Requirements:
Give a verbatim copy of the lines below, minus the pictures.
# # # # # # #
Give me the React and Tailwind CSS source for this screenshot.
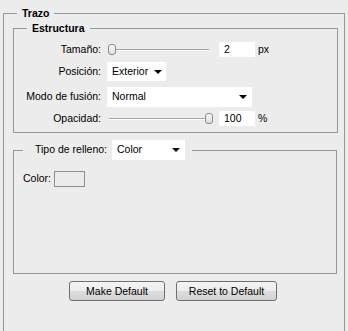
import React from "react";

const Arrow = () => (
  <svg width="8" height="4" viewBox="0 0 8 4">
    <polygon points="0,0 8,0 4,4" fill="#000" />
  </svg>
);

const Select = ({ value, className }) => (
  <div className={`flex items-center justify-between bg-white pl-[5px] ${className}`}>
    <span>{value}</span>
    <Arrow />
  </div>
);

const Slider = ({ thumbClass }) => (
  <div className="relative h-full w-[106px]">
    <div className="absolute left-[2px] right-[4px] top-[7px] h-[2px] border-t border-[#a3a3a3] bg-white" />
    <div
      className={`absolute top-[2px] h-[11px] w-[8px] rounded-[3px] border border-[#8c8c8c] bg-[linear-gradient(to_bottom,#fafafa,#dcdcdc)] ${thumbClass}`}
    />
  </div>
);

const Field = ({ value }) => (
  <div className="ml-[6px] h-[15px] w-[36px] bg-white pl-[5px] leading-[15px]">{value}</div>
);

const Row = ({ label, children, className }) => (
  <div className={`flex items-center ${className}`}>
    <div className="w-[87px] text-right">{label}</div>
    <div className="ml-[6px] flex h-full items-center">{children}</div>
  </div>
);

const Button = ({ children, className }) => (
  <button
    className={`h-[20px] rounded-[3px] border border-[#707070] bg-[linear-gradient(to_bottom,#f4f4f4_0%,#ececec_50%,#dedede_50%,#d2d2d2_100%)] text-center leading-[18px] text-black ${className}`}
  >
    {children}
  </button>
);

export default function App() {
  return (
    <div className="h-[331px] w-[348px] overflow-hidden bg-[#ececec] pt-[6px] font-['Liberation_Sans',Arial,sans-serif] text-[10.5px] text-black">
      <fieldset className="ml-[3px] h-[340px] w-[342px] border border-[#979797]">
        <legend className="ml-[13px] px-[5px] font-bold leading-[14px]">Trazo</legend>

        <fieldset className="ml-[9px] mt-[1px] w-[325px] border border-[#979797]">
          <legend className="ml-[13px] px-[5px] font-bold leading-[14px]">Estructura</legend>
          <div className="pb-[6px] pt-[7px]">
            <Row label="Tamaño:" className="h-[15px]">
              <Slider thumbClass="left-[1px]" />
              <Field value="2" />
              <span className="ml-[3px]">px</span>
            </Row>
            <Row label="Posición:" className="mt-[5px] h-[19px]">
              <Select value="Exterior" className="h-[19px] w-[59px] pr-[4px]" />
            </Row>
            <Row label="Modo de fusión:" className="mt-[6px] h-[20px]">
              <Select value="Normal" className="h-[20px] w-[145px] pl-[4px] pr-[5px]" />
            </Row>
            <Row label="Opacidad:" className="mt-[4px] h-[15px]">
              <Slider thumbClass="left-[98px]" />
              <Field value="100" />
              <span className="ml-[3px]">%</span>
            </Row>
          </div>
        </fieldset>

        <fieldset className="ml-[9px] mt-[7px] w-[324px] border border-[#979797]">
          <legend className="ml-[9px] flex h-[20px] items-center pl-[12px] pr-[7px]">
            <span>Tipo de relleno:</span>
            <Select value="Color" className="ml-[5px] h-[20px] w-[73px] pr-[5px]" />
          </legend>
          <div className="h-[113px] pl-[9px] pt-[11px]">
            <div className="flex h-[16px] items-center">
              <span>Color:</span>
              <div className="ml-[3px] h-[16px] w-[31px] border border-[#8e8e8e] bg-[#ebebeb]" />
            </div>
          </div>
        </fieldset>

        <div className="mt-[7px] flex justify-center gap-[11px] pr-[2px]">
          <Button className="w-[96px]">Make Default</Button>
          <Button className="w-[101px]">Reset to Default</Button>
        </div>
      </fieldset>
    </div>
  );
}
# # # # # # #
Task answer:
Give me the React and Tailwind CSS source for this screenshot.
import React from "react";

const Arrow = () => (
  <svg width="8" height="4" viewBox="0 0 8 4">
    <polygon points="0,0 8,0 4,4" fill="#000" />
  </svg>
);

const Select = ({ value, className }) => (
  <div className={`flex items-center justify-between bg-white pl-[5px] ${className}`}>
    <span>{value}</span>
    <Arrow />
  </div>
);

const Slider = ({ thumbClass }) => (
  <div className="relative h-full w-[106px]">
    <div className="absolute left-[2px] right-[4px] top-[7px] h-[2px] border-t border-[#a3a3a3] bg-white" />
    <div
      className={`absolute top-[2px] h-[11px] w-[8px] rounded-[3px] border border-[#8c8c8c] bg-[linear-gradient(to_bottom,#fafafa,#dcdcdc)] ${thumbClass}`}
    />
  </div>
);

const Field = ({ value }) => (
  <div className="ml-[6px] h-[15px] w-[36px] bg-white pl-[5px] leading-[15px]">{value}</div>
);

const Row = ({ label, children, className }) => (
  <div className={`flex items-center ${className}`}>
    <div className="w-[87px] text-right">{label}</div>
    <div className="ml-[6px] flex h-full items-center">{children}</div>
  </div>
);

const Button = ({ children, className }) => (
  <button
    className={`h-[20px] rounded-[3px] border border-[#707070] bg-[linear-gradient(to_bottom,#f4f4f4_0%,#ececec_50%,#dedede_50%,#d2d2d2_100%)] text-center leading-[18px] text-black ${className}`}
  >
    {children}
  </button>
);

export default function App() {
  return (
    <div className="h-[331px] w-[348px] overflow-hidden bg-[#ececec] pt-[6px] font-['Liberation_Sans',Arial,sans-serif] text-[10.5px] text-black">
      <fieldset className="ml-[3px] h-[340px] w-[342px] border border-[#979797]">
        <legend className="ml-[13px] px-[5px] font-bold leading-[14px]">Trazo</legend>

        <fieldset className="ml-[9px] mt-[1px] w-[325px] border border-[#979797]">
          <legend className="ml-[13px] px-[5px] font-bold leading-[14px]">Estructura</legend>
          <div className="pb-[6px] pt-[7px]">
            <Row label="Tamaño:" className="h-[15px]">
              <Slider thumbClass="left-[1px]" />
              <Field value="2" />
              <span className="ml-[3px]">px</span>
            </Row>
            <Row label="Posición:" className="mt-[5px] h-[19px]">
              <Select value="Exterior" className="h-[19px] w-[59px] pr-[4px]" />
            </Row>
            <Row label="Modo de fusión:" className="mt-[6px] h-[20px]">
              <Select value="Normal" className="h-[20px] w-[145px] pl-[4px] pr-[5px]" />
            </Row>
            <Row label="Opacidad:" className="mt-[4px] h-[15px]">
              <Slider thumbClass="left-[98px]" />
              <Field value="100" />
              <span className="ml-[3px]">%</span>
            </Row>
          </div>
        </fieldset>

        <fieldset className="ml-[9px] mt-[7px] w-[324px] border border-[#979797]">
          <legend className="ml-[9px] flex h-[20px] items-center pl-[12px] pr-[7px]">
            <span>Tipo de relleno:</span>
            <Select value="Color" className="ml-[5px] h-[20px] w-[73px] pr-[5px]" />
          </legend>
          <div className="h-[113px] pl-[9px] pt-[11px]">
            <div className="flex h-[16px] items-center">
              <span>Color:</span>
              <div className="ml-[3px] h-[16px] w-[31px] border border-[#8e8e8e] bg-[#ebebeb]" />
            </div>
          </div>
        </fieldset>

        <div className="mt-[7px] flex justify-center gap-[11px] pr-[2px]">
          <Button className="w-[96px]">Make Default</Button>
          <Button className="w-[101px]">Reset to Default</Button>
        </div>
      </fieldset>
    </div>
  );
}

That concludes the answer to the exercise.